In brief

• Private equity firm AnaCap Financial Partners has raised €575m for its second specialist fund targeting the financial services sector, it said on Monday. The new fund is almost twice the size of the group’s first fund raised in 2006, despite an otherwise tough fundraising climate. “With the funds now secured we are in an excellent position to capitalise on the wide range of opportunities resulting from the turbulence of the last two years,” said Amber Hilkene, director at the London-based firm, in a statement. AnaCap recently completed a deal for leisure and property lender Ruffler Bank, agreeing to inject £80m into the group to help it expand its operations. AnaCap’s new fund will continue the firm’s focus on investing for a controlling stake in mid-sized financial services companies across Europe. Investors in AnaCap’s fund include Goldman Sachs, Allianz and Morgan Stanley Alternative Investment Partners, with the average size of commitment €25m.

Apollo Alternative Assets, which invests in private equity firm Apollo Management’s funds, said the value of its investments fell by US$142.8m in the first quarter. Apollo has investments in companies including gaming firm Harrah’s Entertainment, Claire’s Stores and real estate Realogy. The economic crisis has caused problems for a number of its portfolio companies, such as Linens ‘n Things, which filed for bankruptcy protection, and casino company Harrah’s, which has been struggling with its debt load. “Although certain segments of the financial markets have recently shown some signs of improvement, we do not currently know the full extent to which the ongoing disruption of the financial markets will affect us or the markets in which we operate,” the firm said in a statement. “If the disruption continues, we and the funds we invest in may experience further tightening of liquidity and reduced earnings and cash flows.”

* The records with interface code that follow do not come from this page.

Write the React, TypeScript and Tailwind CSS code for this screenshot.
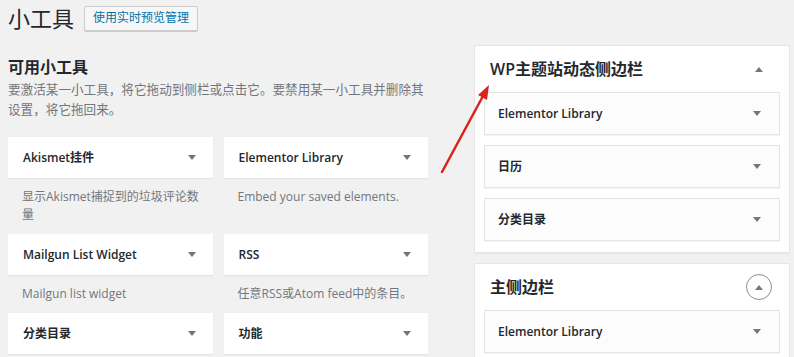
import React from 'react';

const font = { fontFamily: '"Open Sans", "Noto Sans CJK SC", sans-serif' };

function Caret({ up }: { up?: boolean }) {
  return (
    <svg width="8" height="5" viewBox="0 0 8 5" className="shrink-0">
      <path d={up ? 'M0 5L4 0L8 5Z' : 'M0 0L8 0L4 5Z'} fill="#72777c" />
    </svg>
  );
}

const widgets = [
  { name: 'Akismet挂件', desc: '显示Akismet捕捉到的垃圾评论数量' },
  { name: 'Elementor Library', desc: 'Embed your saved elements.' },
  { name: 'Mailgun List Widget', desc: 'Mailgun list widget' },
  { name: 'RSS', desc: '任意RSS或Atom feed中的条目。' },
  { name: '分类目录', desc: '' },
  { name: '功能', desc: '' },
];

function SideCard({ name }: { name: string }) {
  return (
    <div className="h-[43px] bg-[#fcfcfc] border border-[#e5e5e5] shadow-[0_1px_1px_rgba(0,0,0,0.04)] flex items-center justify-between pl-[13px] pr-[18px]">
      <span className="text-[12px] font-semibold text-[#23282d]">{name}</span>
      <Caret />
    </div>
  );
}

export default function App() {
  return (
    <div className="relative w-[794px] h-[357px] overflow-hidden bg-[#f1f1f1] flex pl-2" style={font}>
      {/* left column */}
      <div className="w-[420px]">
        <div className="flex items-center gap-[10px] pt-[5px] h-[31px]">
          <h1 className="text-[22px] leading-[26px] text-[#23282d]">小工具</h1>
          <button className="h-[25px] px-[8px] border border-[#ccc] bg-[#f7f7f7] rounded-[2px] text-[12px] text-[#0073aa] shadow-[0_1px_0_#ccc]">
            使用实时预览管理
          </button>
        </div>
        <h2 className="mt-[24px] text-[16px] leading-[24px] font-bold text-[#23282d]">可用小工具</h2>
        <p className="mt-[1px] text-[12.6px] leading-[20px] text-[#72777c] whitespace-nowrap">
          要激活某一小工具，将它拖动到侧栏或点击它。要禁用某一小工具并删除其
          <br />
          设置，将它拖回来。
        </p>
        <div className="mt-[17px] grid grid-cols-2 gap-x-[11px]">
          {widgets.map((w) => (
            <div key={w.name} className="flex flex-col">
              <div className="h-[41px] bg-white shadow-[0_1px_1px_rgba(0,0,0,0.06)] flex items-center justify-between pl-[15px] pr-[17px]">
                <span className="text-[12px] font-semibold text-[#23282d]">{w.name}</span>
                <Caret />
              </div>
              {w.desc && (
                <div className="pl-[14px] pr-[4px] pt-[10px] pb-[10px] text-[12px] leading-[18px] text-[#72777c]">
                  {w.desc}
                </div>
              )}
            </div>
          ))}
        </div>
      </div>

      {/* right column */}
      <div className="ml-[46px] w-[316px] pt-[45px]">
        <div className="bg-white border border-[#e5e5e5] shadow-[0_1px_1px_rgba(0,0,0,0.04)] px-[9px] pb-[11px]">
          <div className="h-[46px] flex items-center justify-between pl-[6px] pr-[17px]">
            <span className="text-[16px] font-semibold text-[#23282d]">WP主题站动态侧边栏</span>
            <Caret up />
          </div>
          <div className="flex flex-col gap-[10px]">
            <SideCard name="Elementor Library" />
            <SideCard name="日历" />
            <SideCard name="分类目录" />
          </div>
        </div>
        <div className="mt-[10px] bg-white border border-[#e5e5e5] shadow-[0_1px_1px_rgba(0,0,0,0.04)] px-[9px] pb-[10px]">
          <div className="h-[46px] flex items-center justify-between pl-[6px] pr-[8px]">
            <span className="text-[16px] font-semibold text-[#23282d]">主侧边栏</span>
            <div className="w-[26px] h-[26px] rounded-full border-[1.5px] border-[#8c8f94] flex items-center justify-center">
              <Caret up />
            </div>
          </div>
          <SideCard name="Elementor Library" />
        </div>
      </div>

      {/* red arrow annotation */}
      <svg className="absolute left-0 top-0 pointer-events-none" width="794" height="357">
        <line x1="442" y1="172" x2="483" y2="96" stroke="#d8241c" strokeWidth="2.5" strokeLinecap="round" />
        <path d="M489 85L487 100L478 95Z" fill="#d8241c" />
      </svg>
    </div>
  );
}
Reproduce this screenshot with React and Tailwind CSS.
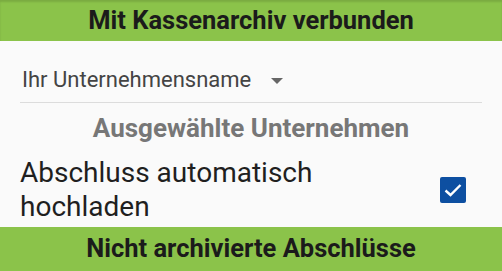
import React from 'react'

const App = () => {
    return (
        <div className="w-[502px] h-[271px] overflow-hidden bg-[#fafafa] flex flex-col" style={{ fontFamily: 'Roboto, "Liberation Sans", sans-serif' }}>
            {/* Header */}
            <div className="h-[41px] shrink-0 bg-[#8bc34a] flex items-center justify-center shadow-[inset_0_2px_2px_rgba(0,0,0,0.12)]">
                <span className="text-[25.5px] font-bold text-[#1b1b1b] leading-none">Mit Kassenarchiv verbunden</span>
            </div>

            {/* Company select */}
            <div className="mx-[20px] h-[62px] shrink-0 border-b border-[#dcdcdc] flex items-end pb-[11px]">
                <div className="flex items-center pl-[2px]">
                    <span className="text-[22px] text-[#444] leading-none">Ihr Unternehmensname</span>
                    <svg width="12" height="6" viewBox="0 0 12 6" className="ml-[20px] mt-[1px]">
                        <path d="M0 0 L12 0 L6 6 Z" fill="#666" />
                    </svg>
                </div>
            </div>

            <div className="h-[50px] shrink-0 flex items-center justify-center">
                <span className="text-[26px] font-bold text-[#777] leading-none">Ausgewählte Unternehmen</span>
            </div>

            {/* Auto upload */}
            <div className="flex items-center justify-between pl-[20px] pr-[36px] h-[74px] shrink-0">
                <span className="text-[28px] text-[#1f1f1f] leading-[34px]">Abschluss automatisch<br />hochladen</span>
                <div className="w-[26px] h-[26px] rounded-[2px] bg-[#0d4fa1] flex items-center justify-center">
                    <svg width="20" height="16" viewBox="0 0 20 16">
                        <path d="M2.5 8.5 L7.5 13 L17.5 3" stroke="#fff" strokeWidth="2.4" fill="none" />
                    </svg>
                </div>
            </div>

            {/* Footer */}
            <div className="flex-1 bg-[#8bc34a] flex items-center justify-center">
                <span className="text-[25.5px] font-bold text-[#1b1b1b] leading-none">Nicht archivierte Abschlüsse</span>
            </div>
        </div>
    )
}

export default App
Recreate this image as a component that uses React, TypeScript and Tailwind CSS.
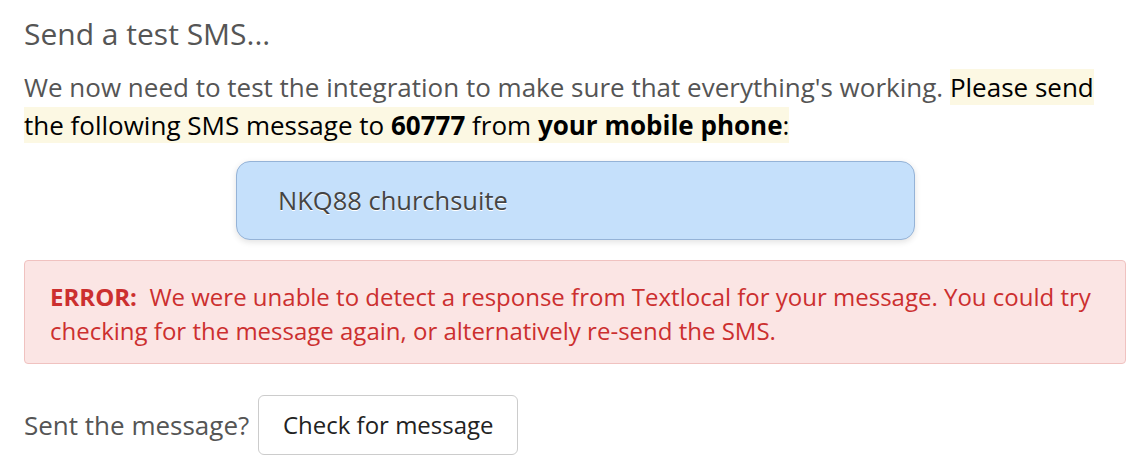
export default function App() {
  return (
    <div className="w-[1136px] h-[472px] bg-white pl-6 pr-[10px] pt-[14px] font-['Open_Sans',sans-serif] text-[#555]">
      <h2 className="text-[30px] leading-[40px]">Send a test SMS...</h2>
      <p className="mt-[14px] text-[26px] leading-[38px]">
        We now need to test the integration to make sure that everything's working.{" "}
        <span className="bg-[#fcf8e3] text-black [box-decoration-break:clone]">
          Please send the following SMS message to <b>60777</b> from <b>your mobile phone</b>:
        </span>
      </p>
      <div className="ml-[212px] mt-[17px] w-[679px] h-[79px] rounded-[14px] border border-[#95b3d7] bg-[#c5e0fb] shadow-[0_2px_6px_rgba(0,0,0,0.12)] flex items-center pl-[41px] text-[25.5px] text-[#444] [text-shadow:0_1px_0_#fff]">
        NKQ88 churchsuite
      </div>
      <div className="mt-[20px] rounded-[4px] border border-[#f0c2c0] bg-[#fbe5e4] px-[25px] pt-[19px] pb-[15px] text-[24px] leading-[34px] text-[#cc2f2f]">
        <b>ERROR:</b>&nbsp; We were unable to detect a response from Textlocal for your message. You could try checking for the message again, or alternatively re-send the SMS.
      </div>
      <div className="mt-[31px] flex items-center gap-[9px] text-[26px]">
        <span>Sent the message?</span>
        <button className="h-[60px] w-[260px] rounded-[6px] border border-[#ccc] bg-white text-[24px] text-[#222]">
          Check for message
        </button>
      </div>
    </div>
  );
}
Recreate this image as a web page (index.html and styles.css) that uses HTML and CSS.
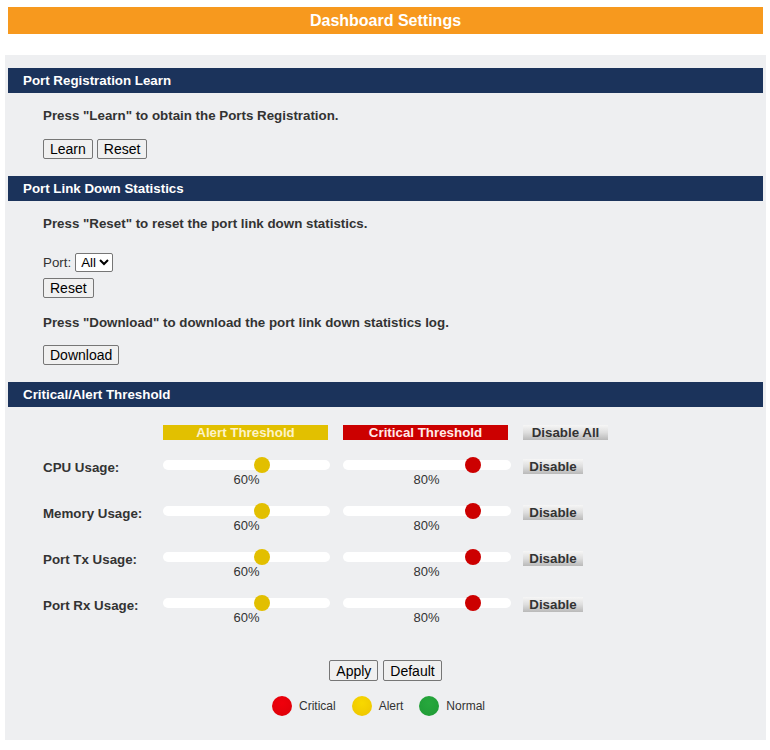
FILE: index.html
```html
<!DOCTYPE html>
<html>
<head>
<meta charset="utf-8">
<title>Dashboard Settings</title>
<link rel="stylesheet" href="styles.css">
</head>
<body>
<div class="title">Dashboard Settings</div>
<div class="panel">
  <div class="sec-head">Port Registration Learn</div>
  <div class="sec-body">
    <p class="note">Press "Learn" to obtain the Ports Registration.</p>
    <div class="btns"><button class="btn">Learn</button><button class="btn">Reset</button></div>
  </div>

  <div class="sec-head">Port Link Down Statistics</div>
  <div class="sec-body">
    <p class="note">Press "Reset" to reset the port link down statistics.</p>
    <div class="port-row"><span class="port-label">Port:</span><select class="sel"><option>All</option></select></div>
    <div class="btns mt6"><button class="btn">Reset</button></div>
    <p class="note mt17">Press "Download" to download the port link down statistics log.</p>
    <div class="btns"><button class="btn">Download</button></div>
  </div>

  <div class="sec-head">Critical/Alert Threshold</div>
  <div class="sec-body thr-body">
    <div class="thr-grid">
      <div></div>
      <div class="bar bar-alert">Alert Threshold</div>
      <div class="bar bar-crit">Critical Threshold</div>
      <div><button class="gbtn gbtn-all">Disable All</button></div>
    </div>

    <div class="thr-grid row">
      <div class="row-label">CPU Usage:</div>
      <div class="cell"><input type="range" class="rng alert" min="0" max="100" value="60"><div class="pct">60%</div></div>
      <div class="cell"><input type="range" class="rng crit" min="0" max="100" value="80"><div class="pct">80%</div></div>
      <div><button class="gbtn gbtn-one">Disable</button></div>
    </div>
    <div class="thr-grid row">
      <div class="row-label">Memory Usage:</div>
      <div class="cell"><input type="range" class="rng alert" min="0" max="100" value="60"><div class="pct">60%</div></div>
      <div class="cell"><input type="range" class="rng crit" min="0" max="100" value="80"><div class="pct">80%</div></div>
      <div><button class="gbtn gbtn-one">Disable</button></div>
    </div>
    <div class="thr-grid row">
      <div class="row-label">Port Tx Usage:</div>
      <div class="cell"><input type="range" class="rng alert" min="0" max="100" value="60"><div class="pct">60%</div></div>
      <div class="cell"><input type="range" class="rng crit" min="0" max="100" value="80"><div class="pct">80%</div></div>
      <div><button class="gbtn gbtn-one">Disable</button></div>
    </div>
    <div class="thr-grid row">
      <div class="row-label">Port Rx Usage:</div>
      <div class="cell"><input type="range" class="rng alert" min="0" max="100" value="60"><div class="pct">60%</div></div>
      <div class="cell"><input type="range" class="rng crit" min="0" max="100" value="80"><div class="pct">80%</div></div>
      <div><button class="gbtn gbtn-one">Disable</button></div>
    </div>

    <div class="actions"><button class="btn">Apply</button><button class="btn">Default</button></div>

    <div class="legend">
      <div class="lg-item"><span class="dot dot-crit"></span>Critical</div>
      <div class="lg-item"><span class="dot dot-alert"></span>Alert</div>
      <div class="lg-item"><span class="dot dot-normal"></span>Normal</div>
    </div>
  </div>
</div>
</body>
</html>
```
FILE: styles.css
```css
* { box-sizing: border-box; }
body {
  margin: 0;
  background: #ffffff;
  font-family: "Liberation Sans", Arial, sans-serif;
  color: #333333;
}
.title {
  margin: 7px 7px 0 8px;
  height: 27px;
  line-height: 27px;
  background: #f7991e;
  color: #ffffff;
  font-weight: bold;
  font-size: 16px;
  text-align: center;
}
.panel {
  margin: 21px 4px 0 5px;
  width: 761px;
  background: #eeeff1;
  padding: 13px 3px 0 3px;
}
.sec-head {
  height: 25px;
  line-height: 25px;
  background: #1b335b;
  color: #ffffff;
  font-weight: bold;
  font-size: 13.33px;
  padding-left: 15px;
}
.sec-body {
  padding: 15px 0 17px 35px;
}
.note {
  margin: 0 0 15px 0;
  font-size: 13.33px;
  line-height: 16px;
  font-weight: bold;
  color: #333333;
}
.mt17 { margin-top: 17px; margin-bottom: 14px; }
.mt6 { margin-top: 6px; }
.btns { display: flex; gap: 4px; }
.btn {
  font-family: "Liberation Sans", Arial, sans-serif;
  font-size: 14px;
  line-height: 16px;
  height: 20px;
  padding: 1px 6px;
  border: 1px solid #767676;
  border-radius: 2px;
  background: #f0f0f0;
  color: #000000;
  margin: 0;
}
.port-row {
  margin-top: 21px;
  display: flex;
  align-items: center;
  gap: 4px;
  height: 19px;
}
.port-label { font-size: 13.33px; color: #333333; }
.sel {
  font-family: "Liberation Sans", Arial, sans-serif;
  font-size: 13.33px;
  height: 19px;
  border: 1px solid #767676;
  border-radius: 2px;
  background: #ffffff;
  color: #000000;
  padding: 0 0 0 1px;
}
.thr-body { padding: 18px 0 24px 35px; }
.thr-grid {
  display: grid;
  grid-template-columns: 120px 167px 181px 97px;
}
.thr-grid > :nth-child(3) { margin-left: 13px; }
.thr-grid > :nth-child(4) { margin-left: 12px; }
.bar {
  height: 15px;
  line-height: 16px;
  font-size: 13.33px;
  font-weight: bold;
  text-align: center;
  overflow: hidden;
}
.bar-alert { background: #e2c000; color: #fdf3c8; width: 165px; }
.bar-crit { background: #cc0000; color: #ffe9e9; width: 165px; }
.gbtn {
  display: block;
  height: 15px;
  padding: 0;
  border: none;
  font-family: "Liberation Sans", Arial, sans-serif;
  font-size: 13.33px;
  line-height: 16px;
  font-weight: bold;
  color: #333333;
  background: linear-gradient(to bottom, #f6f6f6 0%, #dedede 50%, #b9b9b9 100%);
  text-align: center;
}
.gbtn-all { width: 85px; }
.gbtn-one { width: 60px; margin-top: -1px; }
.row { margin-top: 20px; height: 26px; }
.row-label {
  font-size: 13.33px;
  font-weight: bold;
  line-height: 16px;
  color: #333333;
}
.cell { display: flex; flex-direction: column; }
.rng {
  -webkit-appearance: none;
  appearance: none;
  display: block;
  margin: 0;
  padding: 0;
  height: 10px;
  background: transparent;
}
.alert.rng { width: 167px; }
.crit.rng { width: 168px; }
.rng::-webkit-slider-runnable-track {
  height: 10px;
  background: #ffffff;
  border-radius: 5px;
}
.rng::-webkit-slider-thumb {
  -webkit-appearance: none;
  width: 16px;
  height: 16px;
  border-radius: 50%;
  margin-top: -3px;
  border: none;
}
.alert.rng::-webkit-slider-thumb { background: #e2bf00; }
.crit.rng::-webkit-slider-thumb { background: #cc0000; }
.pct {
  margin-top: 2px;
  font-size: 13px;
  line-height: 15px;
  color: #333333;
  text-align: center;
  width: 167px;
}
.actions {
  margin: 36px 0 0 -35px;
  display: flex;
  justify-content: center;
  gap: 5px;
}
.actions .btn { height: 21px; }
.legend {
  margin: 15px 0 0 -35px;
  display: flex;
  justify-content: center;
  gap: 16px;
  padding-right: 14px;
}
.lg-item {
  display: flex;
  align-items: center;
  gap: 7px;
  font-size: 12px;
  line-height: 20px;
  color: #333333;
}
.dot {
  display: block;
  width: 20px;
  height: 20px;
  border-radius: 50%;
}
.dot-crit { background: radial-gradient(circle at 50% 35%, #f0000c, #dc0008); }
.dot-alert { background: radial-gradient(circle at 50% 35%, #f8d800, #edc400); }
.dot-normal { background: radial-gradient(circle at 50% 35%, #27a83d, #1f9a35); }
```
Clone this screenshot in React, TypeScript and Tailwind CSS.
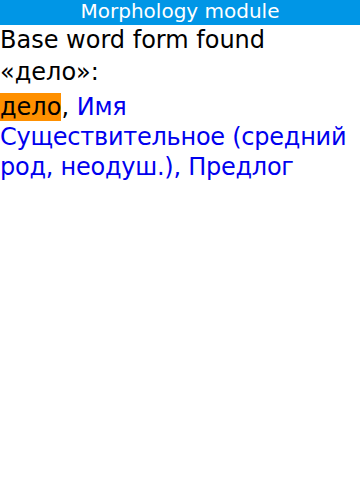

• The Responsible Investment Advisory Board has been established to provide strategic guidance to the BVCA. According to the BVCA ‘The Board’ comprises investors, intermediaries and sustainability/responsible investment practitioners recognised for their excellence, experience and insight. Board Members include BVCA chairman Wol Kolade, ISIS, Ludo Bammens, KKR, Susan Flynn, Hermes Private Equity, Michele Giddens, Bridges Ventures and Jeremy Lytle, ECI.

• The Board of Pantheon International Participations (PIP), the quoted private equity fund-of-funds investment trust whose assets represent some 9% of the total assets managed by Pantheon Ventures, last week announced a further disposal of assets, following those announced 26th May. The outlook for distributions from PIP’s fund investments remains subdued in the current economic environment and thus, as mentioned in its Half Yearly Financial Report earlier this year, the company has been exploring options to increase its liquidity to meet commitments to existing fund interests through 2010 and beyond. Following the announcement on 26th May of agreements to sell fund interests with outstanding commitments totaling £154m, PIP today announced an agreement to dispose of further assets, taking the total amount of unfunded commitments disposed of to £206m. The assets are being sold at a discount of approximately 62% to their carrying value. The effect of the disposals announced on 26th May and today will be to reduce PIP’s unfunded commitments from £687m as at 31 March 2009 to approximately £481m.